What is being asked:
Return a copy of each line that holds the string "components".

● ● ● ● ●

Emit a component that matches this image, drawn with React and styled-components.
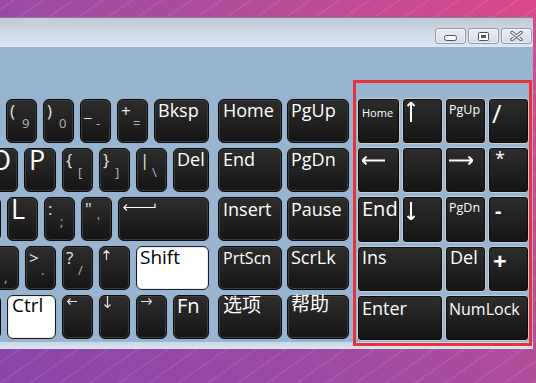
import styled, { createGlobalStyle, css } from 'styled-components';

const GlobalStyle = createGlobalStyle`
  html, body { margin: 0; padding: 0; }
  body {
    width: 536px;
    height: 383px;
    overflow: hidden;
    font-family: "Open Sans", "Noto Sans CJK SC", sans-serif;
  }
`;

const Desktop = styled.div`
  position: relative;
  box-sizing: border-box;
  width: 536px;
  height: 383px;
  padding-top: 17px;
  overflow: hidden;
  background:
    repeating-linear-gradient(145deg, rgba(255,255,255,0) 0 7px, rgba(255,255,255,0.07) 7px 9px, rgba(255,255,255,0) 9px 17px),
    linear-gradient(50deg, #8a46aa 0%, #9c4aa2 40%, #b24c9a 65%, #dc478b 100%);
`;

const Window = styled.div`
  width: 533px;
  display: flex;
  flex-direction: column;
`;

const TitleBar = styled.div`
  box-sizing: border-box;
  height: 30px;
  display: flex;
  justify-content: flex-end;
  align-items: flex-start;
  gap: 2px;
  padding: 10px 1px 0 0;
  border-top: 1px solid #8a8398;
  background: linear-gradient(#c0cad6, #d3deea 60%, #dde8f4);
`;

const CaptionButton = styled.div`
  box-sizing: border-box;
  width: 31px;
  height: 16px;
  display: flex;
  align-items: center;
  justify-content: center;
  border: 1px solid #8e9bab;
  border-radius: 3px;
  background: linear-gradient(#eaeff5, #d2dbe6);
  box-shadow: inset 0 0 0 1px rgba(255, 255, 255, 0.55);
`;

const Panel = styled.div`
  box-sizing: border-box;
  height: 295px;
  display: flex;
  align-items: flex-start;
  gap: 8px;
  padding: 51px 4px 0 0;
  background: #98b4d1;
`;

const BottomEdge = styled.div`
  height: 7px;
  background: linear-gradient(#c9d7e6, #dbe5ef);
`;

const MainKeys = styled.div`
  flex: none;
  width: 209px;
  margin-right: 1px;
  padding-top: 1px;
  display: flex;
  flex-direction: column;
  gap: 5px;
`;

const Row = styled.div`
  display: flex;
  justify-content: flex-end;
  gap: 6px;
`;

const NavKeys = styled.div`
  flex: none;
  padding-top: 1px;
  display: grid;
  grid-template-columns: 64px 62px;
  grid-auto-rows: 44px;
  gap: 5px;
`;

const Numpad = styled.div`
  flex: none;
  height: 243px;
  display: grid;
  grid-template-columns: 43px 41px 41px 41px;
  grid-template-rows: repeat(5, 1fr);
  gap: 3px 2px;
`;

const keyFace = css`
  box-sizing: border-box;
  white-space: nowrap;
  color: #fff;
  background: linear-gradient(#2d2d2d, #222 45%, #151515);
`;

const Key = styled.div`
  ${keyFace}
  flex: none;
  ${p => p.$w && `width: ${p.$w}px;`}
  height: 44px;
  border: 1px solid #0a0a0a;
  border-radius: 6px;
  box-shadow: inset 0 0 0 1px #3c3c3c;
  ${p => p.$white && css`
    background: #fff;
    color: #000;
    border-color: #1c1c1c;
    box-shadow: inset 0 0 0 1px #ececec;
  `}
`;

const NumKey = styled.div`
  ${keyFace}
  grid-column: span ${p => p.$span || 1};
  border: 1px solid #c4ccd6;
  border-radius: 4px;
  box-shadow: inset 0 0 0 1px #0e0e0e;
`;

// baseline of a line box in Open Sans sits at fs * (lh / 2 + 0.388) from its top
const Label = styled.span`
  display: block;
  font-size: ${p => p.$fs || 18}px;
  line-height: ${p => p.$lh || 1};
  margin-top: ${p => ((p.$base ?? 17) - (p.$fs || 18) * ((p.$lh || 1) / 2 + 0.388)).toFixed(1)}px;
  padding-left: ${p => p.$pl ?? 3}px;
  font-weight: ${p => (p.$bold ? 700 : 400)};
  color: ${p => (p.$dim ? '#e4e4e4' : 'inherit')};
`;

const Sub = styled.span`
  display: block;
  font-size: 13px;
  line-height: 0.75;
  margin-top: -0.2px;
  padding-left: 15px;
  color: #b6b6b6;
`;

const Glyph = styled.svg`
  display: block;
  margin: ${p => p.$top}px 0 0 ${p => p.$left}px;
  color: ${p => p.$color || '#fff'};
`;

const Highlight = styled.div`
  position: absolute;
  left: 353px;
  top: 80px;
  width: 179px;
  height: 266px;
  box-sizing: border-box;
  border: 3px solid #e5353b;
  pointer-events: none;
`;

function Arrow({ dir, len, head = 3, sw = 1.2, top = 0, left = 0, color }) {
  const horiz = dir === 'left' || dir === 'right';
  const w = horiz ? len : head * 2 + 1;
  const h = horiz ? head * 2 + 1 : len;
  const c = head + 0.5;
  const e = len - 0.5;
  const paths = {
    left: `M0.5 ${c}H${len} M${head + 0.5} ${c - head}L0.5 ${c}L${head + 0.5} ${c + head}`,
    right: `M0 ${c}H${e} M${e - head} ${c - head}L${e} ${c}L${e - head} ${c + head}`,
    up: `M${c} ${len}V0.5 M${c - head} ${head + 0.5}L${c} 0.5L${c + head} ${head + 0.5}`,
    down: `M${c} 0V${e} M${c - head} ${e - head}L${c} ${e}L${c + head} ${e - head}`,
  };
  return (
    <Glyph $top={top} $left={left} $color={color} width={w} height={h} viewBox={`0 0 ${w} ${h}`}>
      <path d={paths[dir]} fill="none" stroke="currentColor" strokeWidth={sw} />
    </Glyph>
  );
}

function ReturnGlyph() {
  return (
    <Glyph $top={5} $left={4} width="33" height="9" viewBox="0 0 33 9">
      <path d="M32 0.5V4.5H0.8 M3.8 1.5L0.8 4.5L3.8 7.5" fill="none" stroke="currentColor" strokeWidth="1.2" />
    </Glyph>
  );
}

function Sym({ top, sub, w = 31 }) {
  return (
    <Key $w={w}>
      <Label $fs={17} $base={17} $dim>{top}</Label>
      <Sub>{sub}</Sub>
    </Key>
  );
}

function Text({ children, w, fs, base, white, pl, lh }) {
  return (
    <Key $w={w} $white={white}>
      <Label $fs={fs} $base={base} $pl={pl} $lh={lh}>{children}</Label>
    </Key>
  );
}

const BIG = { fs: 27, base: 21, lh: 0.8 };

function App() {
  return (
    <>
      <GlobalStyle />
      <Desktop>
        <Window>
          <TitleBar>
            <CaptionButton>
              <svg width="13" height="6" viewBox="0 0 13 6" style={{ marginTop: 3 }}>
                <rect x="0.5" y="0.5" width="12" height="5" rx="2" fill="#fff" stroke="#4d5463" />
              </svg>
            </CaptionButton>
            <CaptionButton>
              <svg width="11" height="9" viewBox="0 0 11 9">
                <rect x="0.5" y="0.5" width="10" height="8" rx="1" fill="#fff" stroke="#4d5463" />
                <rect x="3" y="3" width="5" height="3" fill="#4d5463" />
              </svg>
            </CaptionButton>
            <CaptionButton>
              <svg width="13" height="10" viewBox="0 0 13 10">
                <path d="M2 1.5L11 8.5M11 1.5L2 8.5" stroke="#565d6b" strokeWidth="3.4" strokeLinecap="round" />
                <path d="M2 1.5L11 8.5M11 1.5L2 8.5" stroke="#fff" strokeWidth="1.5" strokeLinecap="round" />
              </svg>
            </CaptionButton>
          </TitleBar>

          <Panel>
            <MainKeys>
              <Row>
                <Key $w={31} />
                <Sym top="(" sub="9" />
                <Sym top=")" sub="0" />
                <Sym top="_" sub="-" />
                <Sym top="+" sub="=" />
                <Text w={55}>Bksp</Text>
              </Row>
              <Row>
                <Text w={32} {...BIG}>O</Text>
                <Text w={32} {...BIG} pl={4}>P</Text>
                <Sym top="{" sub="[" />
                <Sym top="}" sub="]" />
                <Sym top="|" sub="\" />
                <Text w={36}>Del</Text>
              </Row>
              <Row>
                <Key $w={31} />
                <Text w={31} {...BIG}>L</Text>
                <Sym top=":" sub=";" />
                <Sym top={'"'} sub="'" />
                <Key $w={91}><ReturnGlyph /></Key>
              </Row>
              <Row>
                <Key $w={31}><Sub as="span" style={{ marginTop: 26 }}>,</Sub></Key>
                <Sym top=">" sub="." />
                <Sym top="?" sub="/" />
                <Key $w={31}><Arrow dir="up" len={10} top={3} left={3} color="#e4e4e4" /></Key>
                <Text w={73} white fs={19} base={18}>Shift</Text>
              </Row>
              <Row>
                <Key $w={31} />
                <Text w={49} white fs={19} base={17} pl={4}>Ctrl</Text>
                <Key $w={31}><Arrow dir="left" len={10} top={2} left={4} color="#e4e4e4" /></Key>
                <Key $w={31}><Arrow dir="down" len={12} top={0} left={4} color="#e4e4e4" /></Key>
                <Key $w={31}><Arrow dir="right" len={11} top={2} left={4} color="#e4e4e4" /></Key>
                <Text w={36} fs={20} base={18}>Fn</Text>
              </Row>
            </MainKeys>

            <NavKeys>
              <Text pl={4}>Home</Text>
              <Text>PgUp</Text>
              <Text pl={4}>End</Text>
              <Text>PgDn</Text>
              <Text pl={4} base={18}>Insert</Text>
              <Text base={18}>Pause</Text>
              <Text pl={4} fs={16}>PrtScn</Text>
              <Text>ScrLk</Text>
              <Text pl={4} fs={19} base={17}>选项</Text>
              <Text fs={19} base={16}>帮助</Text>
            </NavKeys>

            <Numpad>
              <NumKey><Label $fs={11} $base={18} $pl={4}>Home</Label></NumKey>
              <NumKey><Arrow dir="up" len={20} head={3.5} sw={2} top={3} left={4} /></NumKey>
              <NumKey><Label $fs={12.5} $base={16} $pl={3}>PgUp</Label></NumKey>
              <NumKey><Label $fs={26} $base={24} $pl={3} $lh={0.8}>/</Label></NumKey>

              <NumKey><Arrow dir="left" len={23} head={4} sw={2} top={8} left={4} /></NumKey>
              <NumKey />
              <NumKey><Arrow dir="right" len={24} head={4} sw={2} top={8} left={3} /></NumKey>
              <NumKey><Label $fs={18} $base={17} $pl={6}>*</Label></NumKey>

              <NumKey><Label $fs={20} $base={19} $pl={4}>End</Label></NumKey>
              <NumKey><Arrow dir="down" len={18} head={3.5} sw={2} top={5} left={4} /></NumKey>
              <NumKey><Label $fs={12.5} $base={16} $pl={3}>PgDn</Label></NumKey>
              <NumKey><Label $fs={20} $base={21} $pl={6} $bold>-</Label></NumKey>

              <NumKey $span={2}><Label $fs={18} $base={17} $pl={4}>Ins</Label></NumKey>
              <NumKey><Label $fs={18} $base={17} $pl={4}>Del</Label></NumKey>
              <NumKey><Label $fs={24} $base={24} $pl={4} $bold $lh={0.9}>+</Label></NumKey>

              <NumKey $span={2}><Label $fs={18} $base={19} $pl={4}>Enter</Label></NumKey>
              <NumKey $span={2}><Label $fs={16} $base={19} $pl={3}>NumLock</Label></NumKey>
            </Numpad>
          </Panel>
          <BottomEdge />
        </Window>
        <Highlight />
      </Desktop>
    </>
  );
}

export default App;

● ● ● ● ●

Output below:
Emit a component that matches this image, drawn with React and styled-components.
import styled, { createGlobalStyle, css } from 'styled-components';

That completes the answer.